Last year Professor Ramesh Deosaran has described the selection as a process as a “tangled web,” while this week Minister of National Security Jack Warner described the situation as “unpardonable” on Friday. Unless there is a radical overhaul of the current procedure for choosing a Commissioner of Police, there’s to be a real possibility it might take two years to appoint a new CoP.
“What do you tell a man,” Mr Warner asked, “that every six months he has to act?” The security minister’s concerns are an effective summary of this uncomfortable situation. Mr Williams finds himself in the disturbing situation of being both the man in the job, and the man rejected for the job on two occasions. In this situation, he’s already indicated that he will not be applying for the post, and that puts him in a quite liberating position.
Here’s what the acting CoP might do. Be bold.
Mr Williams is in a unique position to speak truth to power. With no formal tenure, he is well-positioned to boldly work toward a clearer delineation between the responsibilities of the Police Service and the wishes of the State and to call out such infractions when they occur.
The acting CoP has already shown a willingness to clearly mark the line between the police service and politics, keeping a tight lip when teased by official government statements and declining in November 2012 to kowtow to a Ministerial suggestion that crime statistics should no longer be announced.
Mr Williams’ polite unwillingness to mix police business with the expediences of political banter suggest that he understands the value of an independent police service. Be transformational. The tenure of former Police Commissioner Dwayne Gibbs illustrated that major changes to the way the service has come to work will be greeted by resistance.
Many of the concepts in the 21st Century Policing Initiative were changes that were sensible and should have been made sustainable through more effective collaboration with officers. Mr Williams should rebrand and craft a new effort at implementing the best of those ideas; one that’s driven by more in-house cooperation that Dwayne Gibbs was able to muster.

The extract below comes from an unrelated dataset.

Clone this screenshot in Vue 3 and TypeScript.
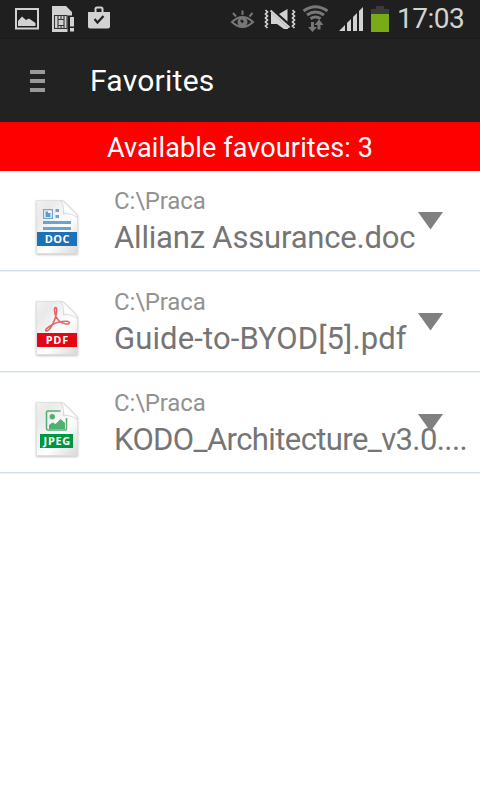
<script setup lang="ts">
type FileKind = 'DOC' | 'PDF' | 'JPEG'

interface Favourite {
  kind: FileKind
  folder: string
  name: string
}

const favourites: Favourite[] = [
  { kind: 'DOC', folder: 'C:\\Praca', name: 'Allianz Assurance.doc' },
  { kind: 'PDF', folder: 'C:\\Praca', name: 'Guide-to-BYOD[5].pdf' },
  { kind: 'JPEG', folder: 'C:\\Praca', name: 'KODO_Architecture_v3.0....' },
]
</script>

<template>
  <main class="screen">
    <div class="status">
      <svg class="tray" width="120" height="38" viewBox="0 0 120 38">
        <rect x="16" y="9" width="22" height="19.5" fill="none" stroke="#d2d2d2" stroke-width="2" />
        <path d="M18 26v-5l4-4.500 4 3.500 3-1.500 6.500 4.500v3z" fill="#d2d2d2" />
        <path d="M52 6h14l6 6v3.500h-4.500V32H52z" fill="#d2d2d2" />
        <path d="M54.500 15.500h12.500v13H54.500zM58 19.500h6v6h-6zM58 15.500v4M61 15.500v4M64 15.500v4M58 25.500v3M61 25.500v3M64 25.500v3" fill="none" stroke="#333" stroke-width="1.100" />
        <path d="M70 17h4v9.500h-4zM70 28h4v3.500h-4z" fill="#d2d2d2" />
        <path d="M88 12h22v14.500q0 2-2 2H90q-2 0-2-2z" fill="#d2d2d2" />
        <path d="M95.500 12V9q0-1.500 1.500-1.500h4q1.500 0 1.500 1.500v3" fill="none" stroke="#d2d2d2" stroke-width="2" />
        <path d="M94.500 19l3 3.500 6-6.500" fill="none" stroke="#222" stroke-width="2.200" />
      </svg>
      <svg class="signals" width="170" height="38" viewBox="225 0 170 38">
        <g fill="none" stroke="#777" stroke-width="2">
          <path d="M232 22q10.500-10 21 0-10.500 10-21 0zM233 13l3 3.500M242.500 10.500v4.500M252.500 13l-3 3.500" />
        </g>
        <circle cx="242.500" cy="22" r="5" fill="#777" />
        <path d="M241 20l2 2.500" stroke="#1f1f1f" stroke-width="2.500" />
        <path d="M271 12l17 15.500v1.500h-4l-7-5h-6zM279 14l8.500-5v12.500z" fill="#d2d2d2" />
        <path d="M272 10.500l18.500 17" stroke="#1f1f1f" stroke-width="2" />
        <path d="M270.500 10.500l19 17" stroke="#d2d2d2" stroke-width="2" />
        <path d="M265.500 10l2 2-2 2 2 2-2 2 2 2-2 2 2 2-2 2 2 2M292.500 10l2 2-2 2 2 2-2 2 2 2-2 2 2 2-2 2 2 2" fill="none" stroke="#d2d2d2" stroke-width="1.700" />
        <g fill="none" stroke="#777" stroke-width="3">
          <path d="M303.500 11q12-8.500 24 0M307 15q8.500-6 17 0M310.500 18.800q5-3.500 10 0" />
        </g>
        <path d="M311 22h3v5h3l-4.500 5-4.500-5h3zM319 19.500l4.500 5.500h-3v4.500h-3V25h-3z" fill="#777" />
        <path d="M339 31l6-6v6zM347 23l4-4v12h-4zM353 17l4-4v18h-4zM359 11l4-4v24h-4z" fill="#d2d2d2" />
        <path d="M371 9h5V6h8v3h5v5h-18z" fill="#3b3b3b" />
        <path d="M371 14h18v18h-18z" fill="#79aa18" />
      </svg>
      <span class="clock">17:03</span>
    </div>

    <header class="bar">
      <div class="menu"><i></i><i></i><i></i></div>
      <h1 class="title">Favorites</h1>
    </header>

    <div class="banner"><span>Available favourites: {{ favourites.length }}</span></div>

    <ul class="list">
      <li v-for="file in favourites" :key="file.name" class="row">
        <svg class="file" width="50" height="62" viewBox="0 0 50 62">
          <defs>
            <linearGradient :id="'page' + file.kind" x1="0" y1="0" x2="1" y2="1">
              <stop offset="0" stop-color="#f2f2f2" />
              <stop offset=".2" stop-color="#e9e9e9" />
              <stop offset=".6" stop-color="#fff" />
              <stop offset="1" stop-color="#d8d8d8" />
            </linearGradient>
            <linearGradient :id="'fold' + file.kind" x1="0" y1="1" x2="1" y2="0">
              <stop offset="0" stop-color="#dcdcdc" />
              <stop offset=".4" stop-color="#fff" />
              <stop offset="1" stop-color="#e2e2e2" />
            </linearGradient>
          </defs>
          <path class="paper" d="M4.500 4.500h24q3 0 5.500 3l9 9q2.500 2 2.500 5v36h-41z" :fill="'url(#page' + file.kind + ')'" stroke="#dedede" stroke-width=".8" />
          <g v-if="file.kind === 'DOC'">
            <path d="M11.600 13.600h8.800v8.800h-8.800z" fill="#f4f8fb" stroke="#75a6d0" stroke-width="1.200" />
            <path d="M13.500 15.500h2.500v1.500h2.500v4h-5z" fill="#609bcf" />
            <path d="M23.500 13h3.500v3h-3.500zM23.500 19h3.500v3h-3.500zM11 25h28v3H11zM11 31h28v3H11z" fill="#6ba3d3" />
          </g>
          <g v-else-if="file.kind === 'PDF'" fill="none" stroke="#e4666b" stroke-width="1.600">
            <path d="M23.500 10.500c-1.500 0-1.300 5 .5 9 1.700 3.500 5.500 6.500 9 7.300 3.500.700 5.200-.700 4-1.800-1.500-1.500-11-.600-16.500 2.500-4.500 2.500-7.500 5.200-6.700 6.200 1 1.200 4-1.200 6.400-5.700 3-5.500 4.300-10.500 4.500-14.500.100-2-.300-3-1.200-3z" />
          </g>
          <g v-else>
            <path d="M28.500 13H16q-1.500 0-1.500 1.500v16q0 1.500 1.500 1.500h17q1.500 0 1.500-1.500V20" fill="none" stroke="#52af70" stroke-width="1.500" />
            <circle cx="20.300" cy="18.700" r="2.700" fill="#52af70" />
            <path d="M17 31v-4l3.500-2.500 3 1.500 5-5 4.500 4v6z" fill="#52af70" />
          </g>
          <path d="M28.500 4.500q3.500 3 3 13.500 5-2 14 3.500 0-3-2.500-5l-9-9q-2.500-3-5.500-3z" :fill="'url(#fold' + file.kind + ')'" stroke="#c6c6c6" stroke-width=".6" />
          <rect v-if="file.kind === 'JPEG'" x="8" y="36" width="33" height="14" fill="#009640" />
          <rect v-else x="5" y="36" width="40" height="14" :fill="file.kind === 'DOC' ? '#1d71b8' : '#e30613'" />
          <text :class="['label', file.kind.toLowerCase()]" x="25.3" y="47" text-anchor="middle">{{ file.kind }}</text>
        </svg>
        <div class="info">
          <span class="folder">{{ file.folder }}</span>
          <span :class="['name', file.kind.toLowerCase()]">{{ file.name }}</span>
        </div>
        <svg class="arrow" width="25" height="18" viewBox="0 0 25 18"><path d="M0 0h25L12.500 17.500z" fill="#808080" /></svg>
      </li>
    </ul>
  </main>
</template>

<style>
body {
  margin: 0;
  background: #fff;
}
</style>

<style scoped>
.screen {
  width: 480px;
  height: 800px;
  overflow: hidden;
  background: #fff;
  font-family: Roboto, "Liberation Sans", sans-serif;
}
.status {
  display: flex;
  height: 38px;
  background: #1f1f1f;
}
.signals {
  margin-left: 105px;
}
.clock {
  margin-left: 2px;
  line-height: 38px;
  font-size: 28px;
  letter-spacing: -.5px;
  color: #d2d2d2;
}
.bar {
  box-sizing: border-box;
  display: flex;
  align-items: center;
  height: 84px;
  padding-left: 30px;
  border-top: 1px solid #191919;
  background: #222;
}
.menu {
  display: grid;
  gap: 5px;
  width: 15px;
  margin-right: 45px;
}
.menu i {
  height: 4px;
  background: #999;
}
.title {
  margin: 0;
  font-size: 30px;
  font-weight: 400;
  letter-spacing: .25px;
  color: #fff;
}
.banner {
  height: 49px;
  line-height: 53px;
  text-align: center;
  background: #f00;
  color: #fff;
  font-size: 27px;
  letter-spacing: .12px;
}
.list {
  margin: 0;
  padding: 0;
  list-style: none;
}
.row {
  box-sizing: border-box;
  position: relative;
  display: flex;
  height: 101px;
  padding: 25px 0 0 32px;
  border-bottom: 1px solid #e9f3f9;
  box-shadow: inset 0 -1px #cfdfe9;
}
.file {
  flex: none;
}
.paper {
  filter: drop-shadow(0 1px 1px rgba(0, 0, 0, .25));
}
.label {
  font-family: "Open Sans", sans-serif;
  font-size: 11px;
  font-weight: 700;
  fill: #fff;
}
.label.doc {
  letter-spacing: .4px;
}
.label.pdf {
  letter-spacing: .7px;
}
.label.jpeg {
  letter-spacing: .7px;
}
.info {
  display: flex;
  flex-direction: column;
  margin: -9px 0 0 32px;
  white-space: nowrap;
}
.folder {
  height: 29px;
  line-height: 28px;
  font-size: 24px;
  letter-spacing: -.15px;
  color: #929292;
}
.name {
  height: 44px;
  line-height: 44px;
  font-size: 31px;
  color: #757575;
}
.name.doc {
  letter-spacing: -.19px;
}
.name.pdf {
  letter-spacing: .12px;
}
.name.jpeg {
  letter-spacing: -.6px;
}
.arrow {
  position: absolute;
  left: 417.500px;
  top: 41px;
}
</style>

Be responsive. The acting CoP has already shown that he is willing to act on what’s happening on the beat. His frontline work leading the police in Laventille is a positive indicator of his respect for the importance of police shoe leather on local pavements. He should model that focus on public engagement and improved personnel presence and bring it to communities throughout the country.
A police officer should be someone that people know through constant contact, not a stranger in an office who’s there to take a report with grudging reluctance.